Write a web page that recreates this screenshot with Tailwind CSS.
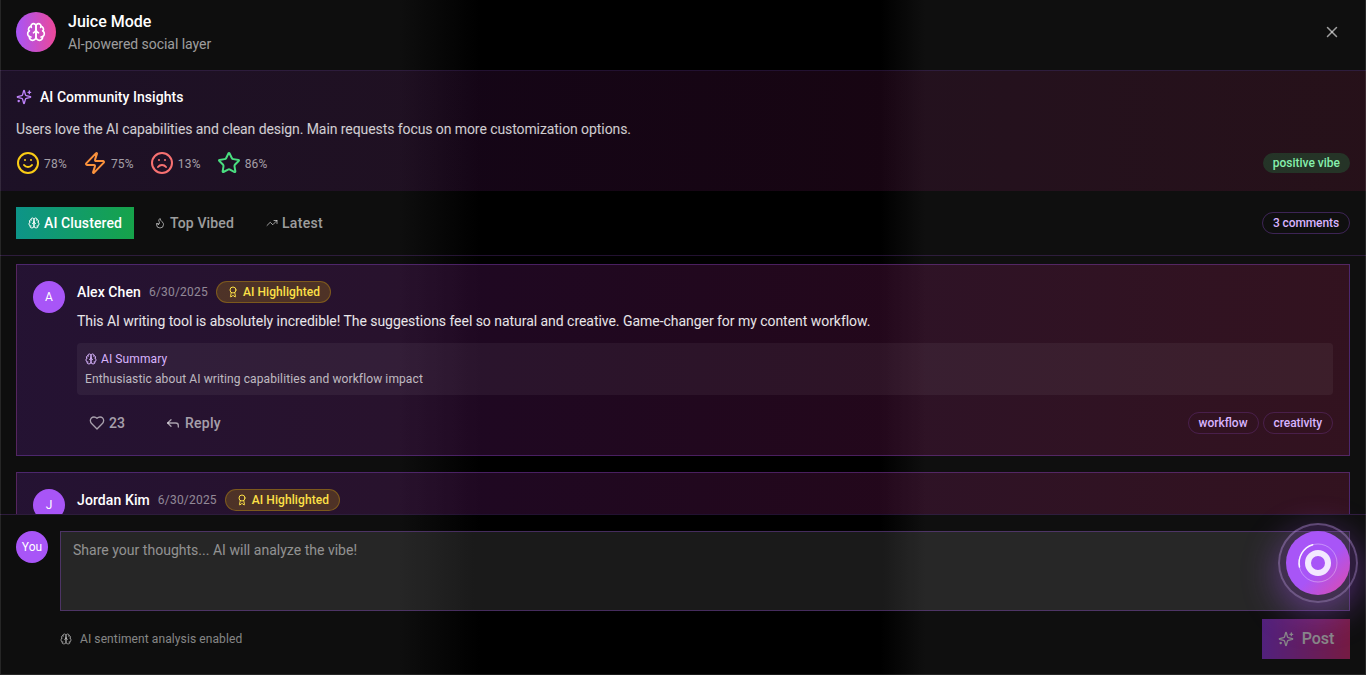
<!DOCTYPE html>
<html>
<head>
<meta charset="utf-8">
<script src="https://cdn.jsdelivr.net/npm/@tailwindcss/browser@4"></script>
</head>
<body class="m-0 bg-black">
<svg width="0" height="0" class="absolute">
  <defs>
    <symbol id="brain" viewBox="0 0 24 24"><path d="M12 5a3 3 0 1 0-5.997.125 4 4 0 0 0-2.526 5.77 4 4 0 0 0 .556 6.588A4 4 0 1 0 12 18Z"/><path d="M12 5a3 3 0 1 1 5.997.125 4 4 0 0 1 2.526 5.77 4 4 0 0 1-.556 6.588A4 4 0 1 1 12 18Z"/><path d="M15 13a4.5 4.5 0 0 1-3-4 4.5 4.5 0 0 1-3 4"/><path d="M17.599 6.5a3 3 0 0 0 .399-1.375"/><path d="M6.003 5.125A3 3 0 0 0 6.401 6.5"/><path d="M3.477 10.896a4 4 0 0 1 .585-.396"/><path d="M19.938 10.5a4 4 0 0 1 .585.396"/><path d="M6 18a4 4 0 0 1-1.967-.516"/><path d="M19.967 17.484A4 4 0 0 1 18 18"/></symbol>
    <symbol id="sparkles" viewBox="0 0 24 24"><path d="M9.937 15.5A2 2 0 0 0 8.5 14.063l-6.135-1.582a.5.5 0 0 1 0-.962L8.5 9.936A2 2 0 0 0 9.937 8.5l1.582-6.135a.5.5 0 0 1 .963 0L14.063 8.5A2 2 0 0 0 15.5 9.937l6.135 1.581a.5.5 0 0 1 0 .964L15.5 14.063a2 2 0 0 0-1.437 1.437l-1.582 6.135a.5.5 0 0 1-.963 0z"/><path d="M20 3v4"/><path d="M22 5h-4"/><path d="M4 17v2"/><path d="M5 18H3"/></symbol>
    <symbol id="award" viewBox="0 0 24 24"><path d="m15.477 12.89 1.515 8.526a.5.5 0 0 1-.81.47l-3.58-2.687a1 1 0 0 0-1.197 0l-3.586 2.686a.5.5 0 0 1-.81-.469l1.514-8.526"/><circle cx="12" cy="8" r="6"/></symbol>
  </defs>
</svg>

<div class="relative w-[1366px] h-[675px] overflow-hidden bg-[linear-gradient(90deg,#0e0e0e_0,#0e0e0e_400px,#000_480px,#000_880px,#0f0f0f_925px,#0f0f0f_100%)] text-white font-['Roboto',sans-serif] flex flex-col">

  <!-- Header -->
  <header class="flex items-center justify-between px-4 pt-3 pb-[18px] border-b border-[#a855f7]/20 shrink-0">
    <div class="flex items-center gap-3 h-10">
      <div class="w-10 h-10 rounded-full bg-linear-to-r/srgb from-[#a855f7] to-[#ec4899] flex items-center justify-center">
        <svg class="w-5 h-5" fill="none" stroke="white" stroke-width="2" stroke-linecap="round" stroke-linejoin="round"><use href="#brain"/></svg>
      </div>
      <div class="flex flex-col pb-px">
        <div class="text-base leading-6 font-medium">Juice Mode</div>
        <div class="text-sm leading-5 text-white/60 tracking-[-0.04px]">AI-powered social layer</div>
      </div>
    </div>
    <button class="w-[18px] h-[18px] mr-[9px] text-white/60">
      <svg class="w-[18px] h-[18px]" viewBox="0 0 24 24" fill="none" stroke="currentColor" stroke-width="2" stroke-linecap="round" stroke-linejoin="round"><path d="M18 6 6 18"/><path d="m6 6 12 12"/></svg>
    </button>
  </header>

  <!-- Insights -->
  <section class="p-4 bg-linear-to-r/srgb from-[#581c87]/20 to-[#831843]/20 shrink-0">
    <div class="flex items-center gap-2 mb-3 h-5">
      <svg class="w-4 h-4 text-[#c084fc]" fill="none" stroke="currentColor" stroke-width="2" stroke-linecap="round" stroke-linejoin="round"><use href="#sparkles"/></svg>
      <span class="text-sm leading-5 font-medium tracking-[0.05px]">AI Community Insights</span>
    </div>
    <p class="text-sm leading-5 text-white/80 mb-3 tracking-[-0.08px]">Users love the AI capabilities and clean design. Main requests focus on more customization options.</p>
    <div class="flex items-center justify-between h-6">
      <div class="flex items-center gap-4">
        <div class="flex items-center gap-1">
          <svg class="w-6 h-6 text-[#facc15]" viewBox="0 0 24 24" fill="none" stroke="currentColor" stroke-width="2" stroke-linecap="round" stroke-linejoin="round"><circle cx="12" cy="12" r="10"/><path d="M8 14s1.5 2 4 2 4-2 4-2"/><path d="M9 9h.01"/><path d="M15 9h.01"/></svg>
          <span class="text-xs text-white/60 tracking-[0.2px] mt-0.5">78%</span>
        </div>
        <div class="flex items-center gap-1">
          <svg class="w-6 h-6 text-[#fb923c]" viewBox="0 0 24 24" fill="none" stroke="currentColor" stroke-width="2" stroke-linecap="round" stroke-linejoin="round"><path d="M4 14a1 1 0 0 1-.78-1.63l9.9-10.2a.5.5 0 0 1 .86.46l-1.92 6.02A1 1 0 0 0 13 10h7a1 1 0 0 1 .78 1.63l-9.9 10.2a.5.5 0 0 1-.86-.46l1.92-6.02A1 1 0 0 0 11 14z"/></svg>
          <span class="text-xs text-white/60 tracking-[0.2px] mt-0.5">75%</span>
        </div>
        <div class="flex items-center gap-1">
          <svg class="w-6 h-6 text-[#f87171]" viewBox="0 0 24 24" fill="none" stroke="currentColor" stroke-width="2" stroke-linecap="round" stroke-linejoin="round"><circle cx="12" cy="12" r="10"/><path d="M16 16s-1.5-2-4-2-4 2-4 2"/><path d="M9 9h.01"/><path d="M15 9h.01"/></svg>
          <span class="text-xs text-white/60 tracking-[0.2px] mt-0.5">13%</span>
        </div>
        <div class="flex items-center gap-1">
          <svg class="w-6 h-6 text-[#4ade80]" viewBox="0 0 24 24" fill="none" stroke="currentColor" stroke-width="2" stroke-linecap="round" stroke-linejoin="round"><path d="M11.525 2.295a.53.53 0 0 1 .95 0l2.31 4.679a2.123 2.123 0 0 0 1.595 1.16l5.166.756a.53.53 0 0 1 .294.904l-3.736 3.638a2.123 2.123 0 0 0-.611 1.878l.882 5.14a.53.53 0 0 1-.771.56l-4.618-2.428a2.122 2.122 0 0 0-1.973 0L6.396 21.01a.53.53 0 0 1-.77-.56l.881-5.139a2.122 2.122 0 0 0-.611-1.879L2.16 9.795a.53.53 0 0 1 .294-.906l5.165-.755a2.122 2.122 0 0 0 1.597-1.16z"/></svg>
          <span class="text-xs text-white/60 tracking-[0.2px] mt-0.5">86%</span>
        </div>
      </div>
      <span class="rounded-full bg-[#22c55e]/20 text-[#86efac] text-xs leading-4 font-medium px-2.5 py-0.5">positive vibe</span>
    </div>
  </section>

  <!-- Tabs -->
  <nav class="flex items-center justify-between px-4 py-4 border-b border-[#a855f7]/20 shrink-0">
    <div class="flex items-center gap-2">
      <button class="h-8 px-3 flex items-center gap-1 text-sm font-medium text-white tracking-[0.1px] bg-linear-to-r/srgb from-[#0d9488] to-[#16a34a]">
        <svg class="w-3 h-3" fill="none" stroke="currentColor" stroke-width="2" stroke-linecap="round" stroke-linejoin="round"><use href="#brain"/></svg>
        AI Clustered
      </button>
      <button class="h-8 px-3 flex items-center gap-1 text-sm font-medium text-white/60 tracking-[0.14px]">
        <svg class="w-3 h-3" viewBox="0 0 24 24" fill="none" stroke="currentColor" stroke-width="2" stroke-linecap="round" stroke-linejoin="round"><path d="M8.5 14.5A2.5 2.5 0 0 0 11 12c0-1.38-.5-2-1-3-1.072-2.143-.224-4.054 2-6 .5 2.5 2 4.9 4 6.5 2 1.6 3 3.5 3 5.5a7 7 0 1 1-14 0c0-1.153.433-2.294 1-3a2.5 2.5 0 0 0 2.5 2.5z"/></svg>
        Top Vibed
      </button>
      <button class="h-8 px-3 flex items-center gap-1 text-sm font-medium text-white/60 tracking-[0.3px]">
        <svg class="w-3 h-3" viewBox="0 0 24 24" fill="none" stroke="currentColor" stroke-width="2" stroke-linecap="round" stroke-linejoin="round"><path d="M22 7 13.5 15.5 8.5 10.5 2 17"/><path d="M16 7h6v6"/></svg>
        Latest
      </button>
    </div>
    <span class="rounded-full border border-[#a855f7]/30 text-[#d8b4fe] text-xs leading-4 font-medium px-2.5 py-0.5 tracking-[-0.1px]">3 comments</span>
  </nav>

  <!-- Comments -->
  <main class="flex-1 min-h-0 overflow-hidden px-4 pt-2 flex flex-col gap-4">
    <article class="shrink-0 border border-[#a855f7]/30 bg-linear-to-r/srgb from-[#581c87]/30 to-[#831843]/30 p-4 flex gap-3">
      <div class="w-8 h-8 shrink-0 rounded-full bg-[#a855f7] flex items-center justify-center text-xs">A</div>
      <div class="flex-1 min-w-0">
        <div class="flex items-center gap-2 mb-2 h-[22px]">
          <span class="text-sm font-medium tracking-[0.1px]">Alex Chen</span>
          <span class="text-xs text-white/50 tracking-[0.2px]">6/30/2025</span>
          <span class="flex items-center gap-1 rounded-full border border-[#eab308]/30 bg-[#eab308]/20 text-[#fde047] text-xs leading-4 font-medium px-2.5 py-0.5 tracking-[0.08px]">
            <svg class="w-3 h-3" fill="none" stroke="currentColor" stroke-width="2" stroke-linecap="round" stroke-linejoin="round"><use href="#award"/></svg>
            AI Highlighted
          </span>
        </div>
        <p class="text-sm leading-5 text-white/90 mb-3 tracking-[-0.04px]">This AI writing tool is absolutely incredible! The suggestions feel so natural and creative. Game-changer for my content workflow.</p>
        <div class="rounded bg-white/5 p-2 mb-3">
          <div class="flex items-center gap-1 mb-1 text-xs leading-4 text-[#d8b4fe] tracking-[0.1px]">
            <svg class="w-3 h-3" fill="none" stroke="currentColor" stroke-width="2" stroke-linecap="round" stroke-linejoin="round"><use href="#brain"/></svg>
            AI Summary
          </div>
          <p class="text-xs leading-4 text-white/70 tracking-[0.11px]">Enthusiastic about AI writing capabilities and workflow impact</p>
        </div>
        <div class="flex items-center justify-between h-8">
          <div class="flex items-center gap-4">
            <button class="h-8 px-3 flex items-center gap-1 text-sm font-medium text-white/60">
              <svg class="w-4 h-4" viewBox="0 0 24 24" fill="none" stroke="currentColor" stroke-width="2" stroke-linecap="round" stroke-linejoin="round"><path d="M19 14c1.49-1.46 3-3.21 3-5.5A5.5 5.5 0 0 0 16.5 3c-1.76 0-3 .5-4.5 2-1.5-1.5-2.74-2-4.5-2A5.5 5.5 0 0 0 2 8.5c0 2.3 1.5 4.05 3 5.5l7 7Z"/></svg>
              23
            </button>
            <button class="h-8 px-3 flex items-center gap-1 text-sm font-medium text-white/60 tracking-[0.3px]">
              <svg class="w-4 h-4" viewBox="0 0 24 24" fill="none" stroke="currentColor" stroke-width="2" stroke-linecap="round" stroke-linejoin="round"><polyline points="9 17 4 12 9 7"/><path d="M20 18v-2a4 4 0 0 0-4-4H4"/></svg>
              Reply
            </button>
          </div>
          <div class="flex items-center gap-1">
            <span class="rounded-full border border-[#a855f7]/20 text-[#d8b4fe] text-xs leading-4 font-medium px-2.5 py-0.5">workflow</span>
            <span class="rounded-full border border-[#a855f7]/20 text-[#d8b4fe] text-xs leading-4 font-medium px-2.5 py-0.5 tracking-[-0.08px]">creativity</span>
          </div>
        </div>
      </div>
    </article>

    <article class="shrink-0 h-[192px] border border-[#a855f7]/30 bg-linear-to-r/srgb from-[#581c87]/30 to-[#831843]/30 p-4 flex gap-3">
      <div class="w-8 h-8 shrink-0 rounded-full bg-[#a855f7] flex items-center justify-center text-xs">J</div>
      <div class="flex-1 min-w-0">
        <div class="flex items-center gap-2 h-[22px]">
          <span class="text-sm font-medium tracking-[0.1px]">Jordan Kim</span>
          <span class="text-xs text-white/50 tracking-[0.2px]">6/30/2025</span>
          <span class="flex items-center gap-1 rounded-full border border-[#eab308]/30 bg-[#eab308]/20 text-[#fde047] text-xs leading-4 font-medium px-2.5 py-0.5 tracking-[0.08px]">
            <svg class="w-3 h-3" fill="none" stroke="currentColor" stroke-width="2" stroke-linecap="round" stroke-linejoin="round"><use href="#award"/></svg>
            AI Highlighted
          </span>
        </div>
      </div>
    </article>
  </main>

  <!-- Composer -->
  <footer class="relative shrink-0 border-t border-[#a855f7]/20 px-4 pt-4 pb-4 flex gap-3 bg-[linear-gradient(90deg,#0e0e0e_0,#0e0e0e_400px,#000_480px,#000_880px,#0f0f0f_925px,#0f0f0f_100%)]">
    <div class="w-8 h-8 shrink-0 rounded-full bg-[#a855f7] flex items-center justify-center text-xs">You</div>
    <div class="flex-1 min-w-0">
      <div class="h-20 border border-[#a855f7]/30 bg-white/10 px-3 py-2 text-sm leading-5 text-white/50 tracking-[0.02px]">Share your thoughts... AI will analyze the vibe!</div>
      <div class="mt-2 flex items-center justify-between">
        <div class="flex items-center gap-2 text-xs text-white/50 tracking-[0.1px]">
          <svg class="w-3 h-3" fill="none" stroke="currentColor" stroke-width="2" stroke-linecap="round" stroke-linejoin="round"><use href="#brain"/></svg>
          AI sentiment analysis enabled
        </div>
        <button class="h-10 w-[88px] justify-center flex items-center gap-2 text-base font-medium text-white bg-linear-to-r/srgb from-[#9333ea] to-[#db2777] opacity-50">
          <svg class="w-4 h-4" fill="none" stroke="currentColor" stroke-width="2" stroke-linecap="round" stroke-linejoin="round"><use href="#sparkles"/></svg>
          Post
        </button>
      </div>
    </div>
  </footer>

  <!-- Floating orb -->
  <div class="absolute left-[1278px] top-[523px] w-20 h-20 rounded-full border-2 border-[#d8b4fe]/30 bg-[#a855f7]/20 shadow-[0_10px_36px_rgba(168,85,247,0.45)]"></div>
  <div class="absolute left-[1286px] top-[531px] w-16 h-16 rounded-full bg-linear-to-br/srgb from-[#a855f7] from-55% to-[#ec4899] to-110% flex items-center justify-center">
    <svg class="w-16 h-16" viewBox="0 0 64 64" fill="none">
      <circle cx="32" cy="32" r="19" stroke="white" stroke-opacity="0.35" stroke-width="1"/>
      <path d="M26.7 13.8A19 19 0 0 0 13.5 36" stroke="white" stroke-opacity="0.9" stroke-width="1.5" stroke-linecap="round"/>
      <circle cx="32" cy="32" r="10" stroke="#f3e8ff" stroke-width="6"/>
    </svg>
  </div>

  <!-- Window border -->
  <div class="absolute inset-0 border-x border-b border-white/10 pointer-events-none"></div>
</div>
</body>
</html>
────────────────────────────────────────
**Goal**. Starting at the top of the listing above, reproduce each line up to and including the one with "w-[1366px] h-[675px] overflow-hidden"; omit the pictures.

**Result for this task**.
Write a web page that recreates this screenshot with Tailwind CSS.
<!DOCTYPE html>
<html>
<head>
<meta charset="utf-8">
<script src="https://cdn.jsdelivr.net/npm/@tailwindcss/browser@4"></script>
</head>
<body class="m-0 bg-black">
<svg width="0" height="0" class="absolute">
  <defs>
    <symbol id="brain" viewBox="0 0 24 24"><path d="M12 5a3 3 0 1 0-5.997.125 4 4 0 0 0-2.526 5.77 4 4 0 0 0 .556 6.588A4 4 0 1 0 12 18Z"/><path d="M12 5a3 3 0 1 1 5.997.125 4 4 0 0 1 2.526 5.77 4 4 0 0 1-.556 6.588A4 4 0 1 1 12 18Z"/><path d="M15 13a4.5 4.5 0 0 1-3-4 4.5 4.5 0 0 1-3 4"/><path d="M17.599 6.5a3 3 0 0 0 .399-1.375"/><path d="M6.003 5.125A3 3 0 0 0 6.401 6.5"/><path d="M3.477 10.896a4 4 0 0 1 .585-.396"/><path d="M19.938 10.5a4 4 0 0 1 .585.396"/><path d="M6 18a4 4 0 0 1-1.967-.516"/><path d="M19.967 17.484A4 4 0 0 1 18 18"/></symbol>
    <symbol id="sparkles" viewBox="0 0 24 24"><path d="M9.937 15.5A2 2 0 0 0 8.5 14.063l-6.135-1.582a.5.5 0 0 1 0-.962L8.5 9.936A2 2 0 0 0 9.937 8.5l1.582-6.135a.5.5 0 0 1 .963 0L14.063 8.5A2 2 0 0 0 15.5 9.937l6.135 1.581a.5.5 0 0 1 0 .964L15.5 14.063a2 2 0 0 0-1.437 1.437l-1.582 6.135a.5.5 0 0 1-.963 0z"/><path d="M20 3v4"/><path d="M22 5h-4"/><path d="M4 17v2"/><path d="M5 18H3"/></symbol>
    <symbol id="award" viewBox="0 0 24 24"><path d="m15.477 12.89 1.515 8.526a.5.5 0 0 1-.81.47l-3.58-2.687a1 1 0 0 0-1.197 0l-3.586 2.686a.5.5 0 0 1-.81-.469l1.514-8.526"/><circle cx="12" cy="8" r="6"/></symbol>
  </defs>
</svg>

<div class="relative w-[1366px] h-[675px] overflow-hidden bg-[linear-gradient(90deg,#0e0e0e_0,#0e0e0e_400px,#000_480px,#000_880px,#0f0f0f_925px,#0f0f0f_100%)] text-white font-['Roboto',sans-serif] flex flex-col">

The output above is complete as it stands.